Four more members of the Oath Keepers were convicted Monday of conspiracy to obstruct Congress’ Jan. 6 proceedings, bringing the number of members of the group found guilty by juries of felonies related to the Capitol attack to more than a dozen.
Jurors found Sandra Parker, Laura Steele, Connie Meggs and William Isaacs each guilty of the most significant charges they faced: conspiracy to obstruct Congress’ proceedings, obstruction of an official proceeding, and conspiracy to prevent a federal officer from discharging duties.
The four were also found guilty of several other charges they faced, including destruction of government property.
The convictions add to a growing roster of Oath Keepers who are facing lengthy prison terms for their role in the events on Jan. 6. Stewart Rhodes, the group’s national leader was convicted in November of seditious conspiracy, along with Kelly Meggs — husband of Connie Meggs.
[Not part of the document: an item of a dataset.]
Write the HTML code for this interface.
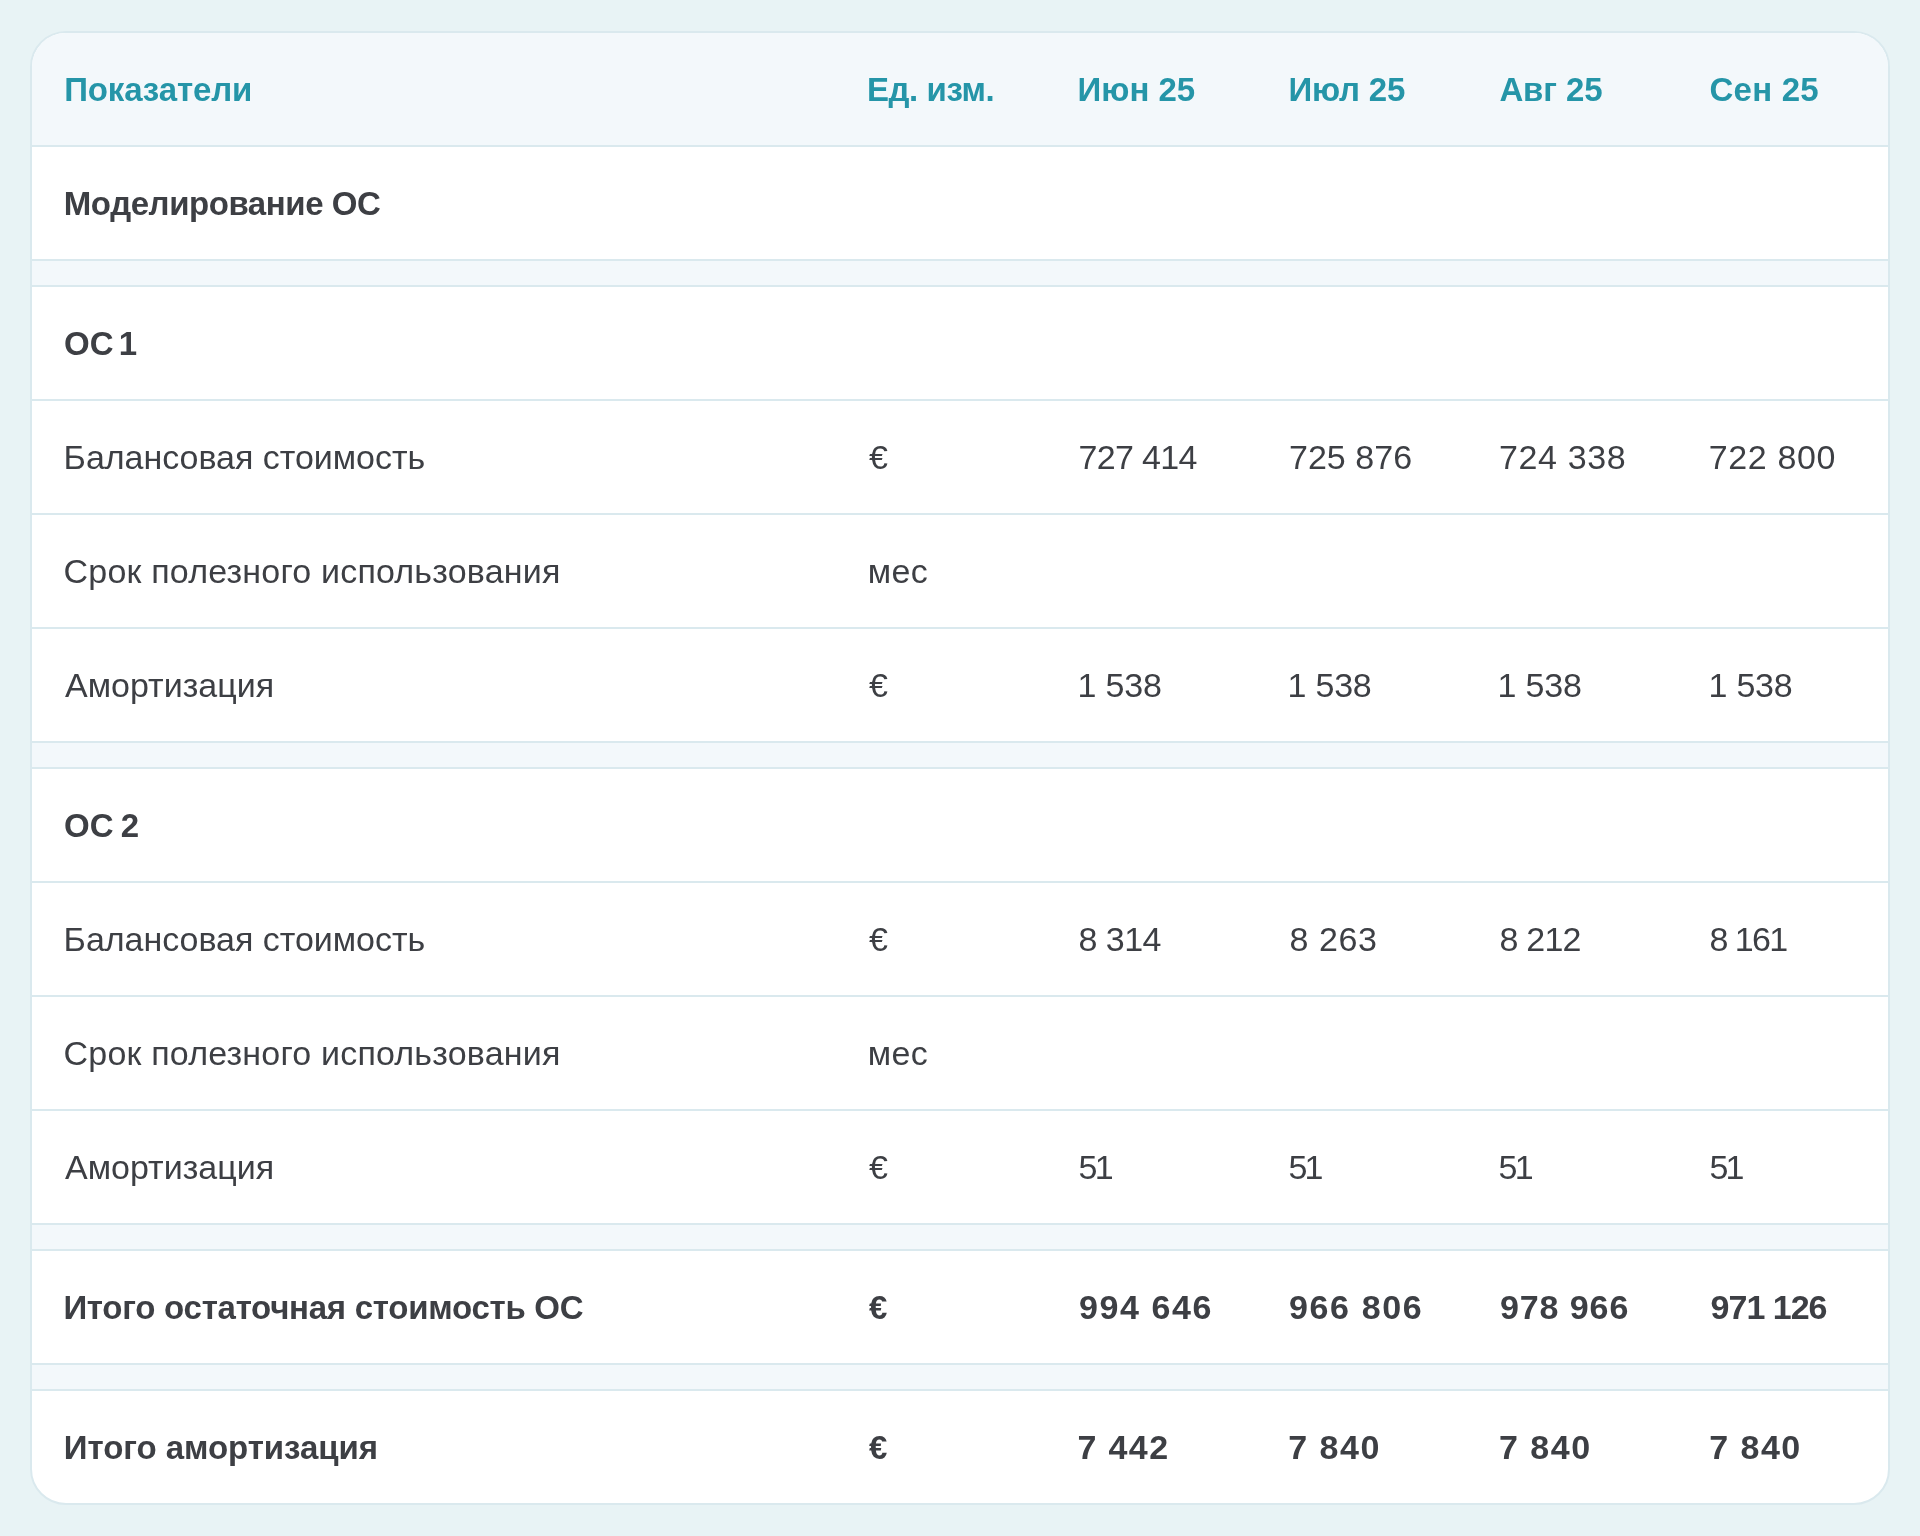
<!DOCTYPE html>
<html><head><meta charset="utf-8">
<style>
html,body{margin:0;padding:0;}
body{width:1920px;height:1536px;background:#e8f3f5;overflow:hidden;font-family:"Liberation Sans",sans-serif;position:relative;}
.card{position:absolute;left:30px;top:31px;width:1856px;height:1470px;border:2px solid #dae9ee;border-radius:36px;background:#fff;overflow:hidden;will-change:transform;}
table{border-collapse:collapse;table-layout:fixed;width:1856px;}
col.c1{width:804px;}
col.c{width:210.4px;}
td,th{padding:0 0 0 32px;text-align:left;white-space:nowrap;}
thead th{height:112px;background:#f3f8fb;color:#2595a8;font-weight:700;font-size:33px;border-bottom:2px solid #dae9ee;}
tbody td{height:112px;border-bottom:2px solid #dae9ee;color:#3d3f44;font-size:34px;}
tr.b td{font-weight:700;font-size:33px;}
tr.b td.n{font-size:34px;letter-spacing:1px;}
tr.sp td{height:24px;background:#f3f8fb;padding:0;}
tr.last td{border-bottom:none;}
td span,th span{position:relative;}
th span{top:1px;}
tr.b td:not(.n) span{top:1px;}
</style></head><body>
<div class="card">
<table>
<colgroup><col class="c1"><col class="c"><col class="c"><col class="c"><col class="c"><col class="c"></colgroup>
<thead><tr><th><span style="letter-spacing:-0.13px;left:0.20px">Показатели</span></th><th><span style="letter-spacing:-0.43px;left:-1.00px">Ед. изм.</span></th><th><span style="letter-spacing:-0.04px;left:-0.80px">Июн 25</span></th><th><span style="letter-spacing:-0.20px;left:-0.40px">Июл 25</span></th><th><span style="letter-spacing:-0.12px;left:0.20px">Авг 25</span></th><th><span style="letter-spacing:0.20px">Сен 25</span></th></tr></thead>
<tbody>
<tr class="b"><td><span style="letter-spacing:-0.43px;left:-0.20px">Моделирование ОС</span></td><td></td><td></td><td></td><td></td><td></td></tr>
<tr class="sp"><td colspan="6"></td></tr>
<tr class="b"><td><span style="word-spacing:-4.00px">ОС 1</span></td><td></td><td></td><td></td><td></td><td></td></tr>
<tr class="r"><td><span style="letter-spacing:-0.03px;left:-0.40px">Балансовая стоимость</span></td><td class="u"><span style="left:1.00px">€</span></td><td class="n"><span style="letter-spacing:-0.67px">727 414</span></td><td class="n"><span style="letter-spacing:0.03px;left:0.20px">725 876</span></td><td class="n"><span style="letter-spacing:0.63px;left:-0.20px">724 338</span></td><td class="n"><span style="letter-spacing:0.63px;left:-0.80px">722 800</span></td></tr>
<tr class="r"><td><span style="letter-spacing:0.19px;left:-0.40px">Срок полезного использования</span></td><td class="u"><span style="letter-spacing:0.30px;left:-0.20px">мес</span></td><td></td><td></td><td></td><td></td></tr>
<tr class="r"><td><span style="left:1.00px">Амортизация</span></td><td class="u"><span style="left:1.00px">€</span></td><td class="n"><span style="letter-spacing:-0.18px;left:-0.80px">1 538</span></td><td class="n"><span style="letter-spacing:-0.18px;left:-1.40px">1 538</span></td><td class="n"><span style="letter-spacing:-0.18px;left:-1.60px">1 538</span></td><td class="n"><span style="letter-spacing:-0.18px;left:-1.20px">1 538</span></td></tr>
<tr class="sp"><td colspan="6"></td></tr>
<tr class="b"><td><span style="word-spacing:-2.00px">ОС 2</span></td><td></td><td></td><td></td><td></td><td></td></tr>
<tr class="r"><td><span style="letter-spacing:-0.03px;left:-0.40px">Балансовая стоимость</span></td><td class="u"><span style="left:1.00px">€</span></td><td class="n"><span style="letter-spacing:-0.55px;left:0.20px">8 314</span></td><td class="n"><span style="letter-spacing:0.60px;left:0.60px">8 263</span></td><td class="n"><span style="letter-spacing:-0.80px;left:0.40px">8 212</span></td><td class="n"><span style="letter-spacing:-1.55px;left:-0.20px">8 161</span></td></tr>
<tr class="r"><td><span style="letter-spacing:0.19px;left:-0.40px">Срок полезного использования</span></td><td class="u"><span style="letter-spacing:0.30px;left:-0.20px">мес</span></td><td></td><td></td><td></td><td></td></tr>
<tr class="r"><td><span style="left:1.00px">Амортизация</span></td><td class="u"><span style="left:1.00px">€</span></td><td class="n"><span style="letter-spacing:-2.70px;left:0.20px">51</span></td><td class="n"><span style="letter-spacing:-2.70px;left:-0.40px">51</span></td><td class="n"><span style="letter-spacing:-2.70px;left:-0.60px">51</span></td><td class="n"><span style="letter-spacing:-2.70px;left:-0.20px">51</span></td></tr>
<tr class="sp"><td colspan="6"></td></tr>
<tr class="b"><td><span style="letter-spacing:-0.26px;left:-0.60px">Итого остаточная стоимость ОС</span></td><td class="u"><span style="left:1.00px">€</span></td><td class="n"><span style="letter-spacing:1.57px;left:0.60px">994 646</span></td><td class="n"><span style="letter-spacing:1.63px;left:0.20px">966 806</span></td><td class="n"><span style="letter-spacing:0.90px;left:0.80px">978 966</span></td><td class="n"><span style="letter-spacing:-1.00px;left:1.00px">971 126</span></td></tr>
<tr class="sp"><td colspan="6"></td></tr>
<tr class="b last"><td><span style="letter-spacing:-0.06px;left:-0.20px">Итого амортизация</span></td><td class="u"><span style="left:1.00px">€</span></td><td class="n"><span style="letter-spacing:1.40px;left:-1.00px">7 442</span></td><td class="n"><span style="letter-spacing:1.50px;left:-0.60px">7 840</span></td><td class="n"><span style="letter-spacing:1.50px;left:-0.20px">7 840</span></td><td class="n"><span style="letter-spacing:1.50px;left:-0.40px">7 840</span></td></tr>
</tbody>
</table>
</div>
</body></html>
In a second trial, four other Oath Keepers were convicted of seditious conspiracy: Roberto Minuta, David Moerschel, Joseph Hackett and Ed Vallejo.
Across the three multi-defendant trials, prosecutors have portrayed the group as a key driver of events on Jan. 6, conspiring to prevent the peaceful transfer of power from Donald Trump to Joe Biden, with some of them prepared to turn violent to achieve that end. Prosecutors noted that they had amassed a stockpile of weapons that they stashed at a hotel in Arlington, Va. that they discussed ferrying into Washington if the events had turned even more violent than they did.
Oath Keeper defendants argued that they were simply in Washington to perform security details for VIPs at Trump’s rally, which preceded the violent riot at the Capitol.
Monday’s verdict was less clear for two other defendants in the third Oath Keepers trial: Bennie Parker and Michael Greene.
Parker, who didn’t go into the Capitol, was acquitted of obstruction and conspiracy to prevent an officer from discharging duties, but the jury was deadlocked on whether he conspired with other Oath Keepers to obstruct Congress’ proceedings.
Greene was acquitted of that charge, and of conspiracy to prevent an officer from discharging duties, but the jury was stuck on whether he participated in the actual obstruction of Congress’ Jan. 6 session. Greene was also acquitted of evidence tampering.
Both men, however, were convicted of misdemeanor counts of entering and remaining in a restricted building. The jury will continue to deliberate on the two deadlocked charges to see if it can return a unanimous verdict.